Release Date: August 20th 2020
Publisher: Tor Books
Find it on: Goodreads. BookDepository. Waterstones.
Source: The publisher kindly sent me a copy of this book to review
Rating: 4.25/5 stars
They thought we were safe. They were wrong.
Four years ago, two girls went looking for monsters on Bodmin Moor. Only one came back.
Lee thought she’d lost Mal, but now she’s miraculously returned. But what happened that day on the moors? And where has she been all this time? Mal’s reappearance hasn’t gone unnoticed by MI5 officers either, and Lee isn’t the only one with questions.
Julian Sabreur is investigating an attack on top physicist Kay Amal Khan. This leads Julian to clash with agents of an unknown power – and they may or may not be human. His only clue is grainy footage, showing a woman who supposedly died on Bodmin Moor.
Dr Khan’s research was theoretical; then she found cracks between our world and parallel Earths. Now these cracks are widening, revealing extraordinary creatures. And as the doors crash open, anything could come through.
The Doors of Eden is the clever and compelling tale of two girls who looking for monsters on a remote moor. While there something strange happens and only one comes back. Reeling from the loss of her friend, Lee is shocked when she discovers that Mal has returned from where she disappeared too. Whilst Lee is attempting to understand what’s really going on, MI5 agent Julian Sabreur is working on discovering who is behind an attack on physicist Kay Amal Khan. He has very little clues except that whoever is behind it might not be human. As Julian begins to learn more about Khan’s research into parallel Earths, they soon learn that their Earth might not survive much longer.
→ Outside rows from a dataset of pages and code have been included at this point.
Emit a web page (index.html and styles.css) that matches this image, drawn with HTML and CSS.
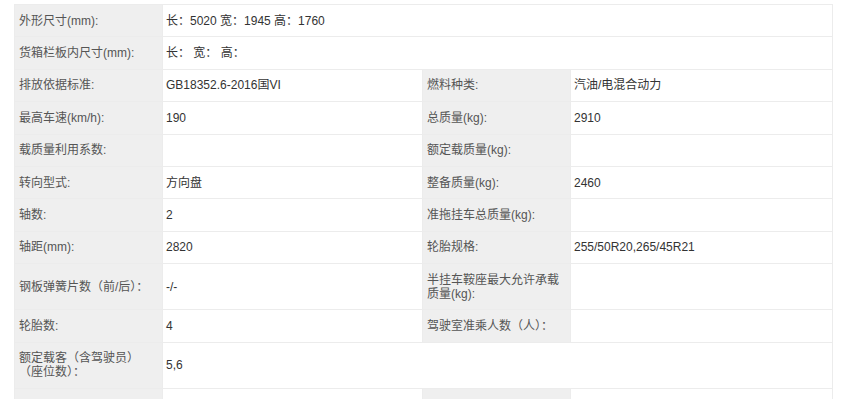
FILE: index.html
```html
<!DOCTYPE html>
<html lang="zh-CN">
<head>
<meta charset="utf-8">
<title>参数</title>
<link rel="stylesheet" href="styles.css">
</head>
<body>
<table class="spec">
  <colgroup>
    <col class="c-label"><col class="c-value"><col class="c-label2"><col class="c-value2">
  </colgroup>
  <tbody>
    <tr><th>外形尺寸(mm):</th><td colspan="3">长：5020 宽：1945 高：1760</td></tr>
    <tr><th>货箱栏板内尺寸(mm):</th><td colspan="3">长：&nbsp;宽：&nbsp;高：</td></tr>
    <tr><th>排放依据标准:</th><td>GB18352.6-2016国VI</td><th>燃料种类:</th><td>汽油/电混合动力</td></tr>
    <tr><th>最高车速(km/h):</th><td>190</td><th>总质量(kg):</th><td>2910</td></tr>
    <tr><th>载质量利用系数:</th><td></td><th>额定载质量(kg):</th><td></td></tr>
    <tr><th>转向型式:</th><td>方向盘</td><th>整备质量(kg):</th><td>2460</td></tr>
    <tr><th>轴数:</th><td>2</td><th>准拖挂车总质量(kg):</th><td></td></tr>
    <tr><th>轴距(mm):</th><td>2820</td><th>轮胎规格:</th><td>255/50R20,265/45R21</td></tr>
    <tr><th>钢板弹簧片数（前/后）：</th><td>-/-</td><th>半挂车鞍座最大允许承载质量(kg):</th><td></td></tr>
    <tr><th>轮胎数:</th><td>4</td><th>驾驶室准乘人数（人）：</th><td></td></tr>
    <tr><th>额定载客（含驾驶员）<br>（座位数）：</th><td colspan="3">5,6</td></tr>
    <tr><th>&nbsp;</th><td></td><th>&nbsp;</th><td></td></tr>
  </tbody>
</table>
</body>
</html>
```
FILE: styles.css
```css
html, body {
  margin: 0;
  padding: 0;
  background: #fff;
}
body {
  padding: 4px 0 0 14px;
  font-family: "Liberation Sans", "Noto Sans CJK SC", sans-serif;
  font-size: 12px;
  color: #333;
}
.spec {
  border-collapse: collapse;
  table-layout: fixed;
  width: 818px;
}
.c-label { width: 148px; }
.c-value { width: 260px; }
.c-label2 { width: 148px; }
.c-value2 { width: 262px; }
.spec th,
.spec td {
  border: 1px solid #ececec;
  padding: 8.7px 5px;
  line-height: 14px;
  text-align: left;
  vertical-align: middle;
  font-weight: normal;
}
.spec td {
  padding-left: 3px;
  background: #fff;
  color: #333;
}
.spec th {
  padding-left: 4px;
  background: #efefef;
  color: #555;
}
```
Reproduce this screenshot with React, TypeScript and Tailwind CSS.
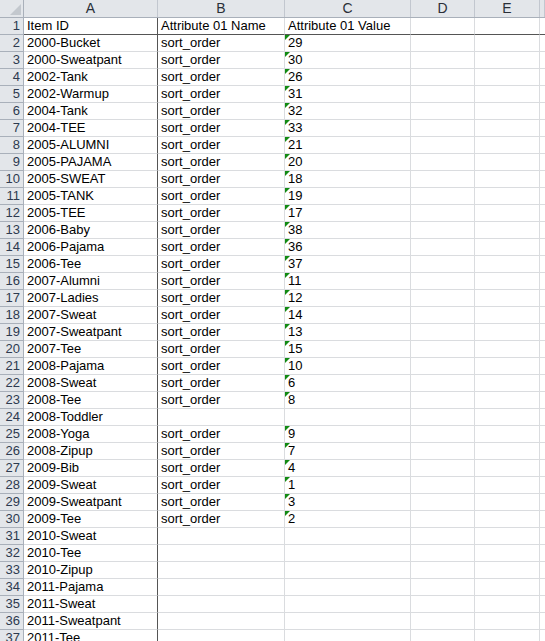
const rows: [string, string, string][] = [
  ["Item ID", "Attribute 01 Name", "Attribute 01 Value"],
  ["2000-Bucket", "sort_order", "29"],
  ["2000-Sweatpant", "sort_order", "30"],
  ["2002-Tank", "sort_order", "26"],
  ["2002-Warmup", "sort_order", "31"],
  ["2004-Tank", "sort_order", "32"],
  ["2004-TEE", "sort_order", "33"],
  ["2005-ALUMNI", "sort_order", "21"],
  ["2005-PAJAMA", "sort_order", "20"],
  ["2005-SWEAT", "sort_order", "18"],
  ["2005-TANK", "sort_order", "19"],
  ["2005-TEE", "sort_order", "17"],
  ["2006-Baby", "sort_order", "38"],
  ["2006-Pajama", "sort_order", "36"],
  ["2006-Tee", "sort_order", "37"],
  ["2007-Alumni", "sort_order", "11"],
  ["2007-Ladies", "sort_order", "12"],
  ["2007-Sweat", "sort_order", "14"],
  ["2007-Sweatpant", "sort_order", "13"],
  ["2007-Tee", "sort_order", "15"],
  ["2008-Pajama", "sort_order", "10"],
  ["2008-Sweat", "sort_order", "6"],
  ["2008-Tee", "sort_order", "8"],
  ["2008-Toddler", "", ""],
  ["2008-Yoga", "sort_order", "9"],
  ["2008-Zipup", "sort_order", "7"],
  ["2009-Bib", "sort_order", "4"],
  ["2009-Sweat", "sort_order", "1"],
  ["2009-Sweatpant", "sort_order", "3"],
  ["2009-Tee", "sort_order", "2"],
  ["2010-Sweat", "", ""],
  ["2010-Tee", "", ""],
  ["2010-Zipup", "", ""],
  ["2011-Pajama", "", ""],
  ["2011-Sweat", "", ""],
  ["2011-Sweatpant", "", ""],
  ["2011-Tee", "", ""],
];

const cols = "grid-cols-[24px_134px_127px_126px_64px_65px_1fr]";

// text stored as number flag: little green corner mark
const NumberAsText = () => (
  <svg className="absolute left-0 top-0" width="5" height="5" viewBox="0 0 5 5">
    <polygon points="0,0 5,0 0,5" fill="#128a12" />
  </svg>
);

export default function App() {
  return (
    <div
      className="h-[641px] w-[545px] overflow-hidden bg-white text-[13px] text-black"
      style={{ fontFamily: '"Liberation Sans", Arial, sans-serif' }}
    >
      {/* column headers */}
      <div className={`grid ${cols} h-[18px] border-b border-[#a9b0ba] bg-[#e3e6ea] text-[14px] leading-[17px] text-[#2a2f38]`}>
        <div className="relative border-r border-[#a9b0ba]">
          <svg className="absolute bottom-[2px] right-[2px]" width="11" height="11" viewBox="0 0 11 11">
            <polygon points="11,0 11,11 0,11" fill="#c3c8ce" />
          </svg>
        </div>
        {["A", "B", "C", "D", "E", ""].map((c, i) => (
          <div key={i} className="border-r border-[#c2c7cf] text-center">
            {c}
          </div>
        ))}
      </div>

      {rows.map((r, i) => {
        const frozen = i === 0;
        const line = frozen ? "border-b border-[#555]" : "border-b border-[#dadcdf]";
        return (
          <div key={i} className={`grid ${cols} h-[17px] leading-[16px]`}>
            <div
              className={`border-r border-b border-[#a9b0ba] bg-[#e3e6ea] pr-[3px] text-right text-[#2d3a4f] ${
                frozen ? "" : ""
              }`}
            >
              {i + 1}
            </div>
            <div className={`${line} border-r border-r-[#555] pl-[3px] whitespace-nowrap`}>{r[0]}</div>
            <div className={`${line} border-r border-r-[#dadcdf] pl-[3px] whitespace-nowrap`}>{r[1]}</div>
            <div className={`${line} relative border-r border-r-[#dadcdf] pl-[3px]`}>
              {r[2] && i > 0 && <NumberAsText />}
              {r[2]}
            </div>
            <div className={`${line} border-r border-r-[#dadcdf]`} />
            <div className={`${line} border-r border-r-[#dadcdf]`} />
            <div className={line} />
          </div>
        );
      })}
    </div>
  );
}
This is my first time reading a full length novel from Adrian Tchaikovsky – I’ve read his novella Firewalkers and some of his short stories – and it was such a wild ride of a tale. This is a fast paced and complex tale, full of incredibly creatures and mind bending science. Tchaikovsky has such a brilliant writing style and the story is packed to the brim with action, adventure and humour – the story grips you from the very first chapter and doesn’t let you go till the very last page.
The story is told from the points of view of several different characters and each one was well developed. I really liked Lee and Mal, it was really interesting seeing them attempt to reconnect after all these years as well as deal with everything going on around them. My favourite character was definitely Kay Amal Khan though – she’s a brilliant scientist but she’s also an incredibly sarcastic and kick ass character.
The world building is well executed in this story and despite there being multiple threads to the story Tchaikovsky weaves them together seamlessly. There is quite a lot of science involved but it’s also really accessible for those that don’t read too much science fiction. The Doors of Eden is a gripping read and one that takes the reader on an adventure though many worlds, encountering many brilliant creatures. If you’ve been curious about this one I’d definitely recommend picking it up.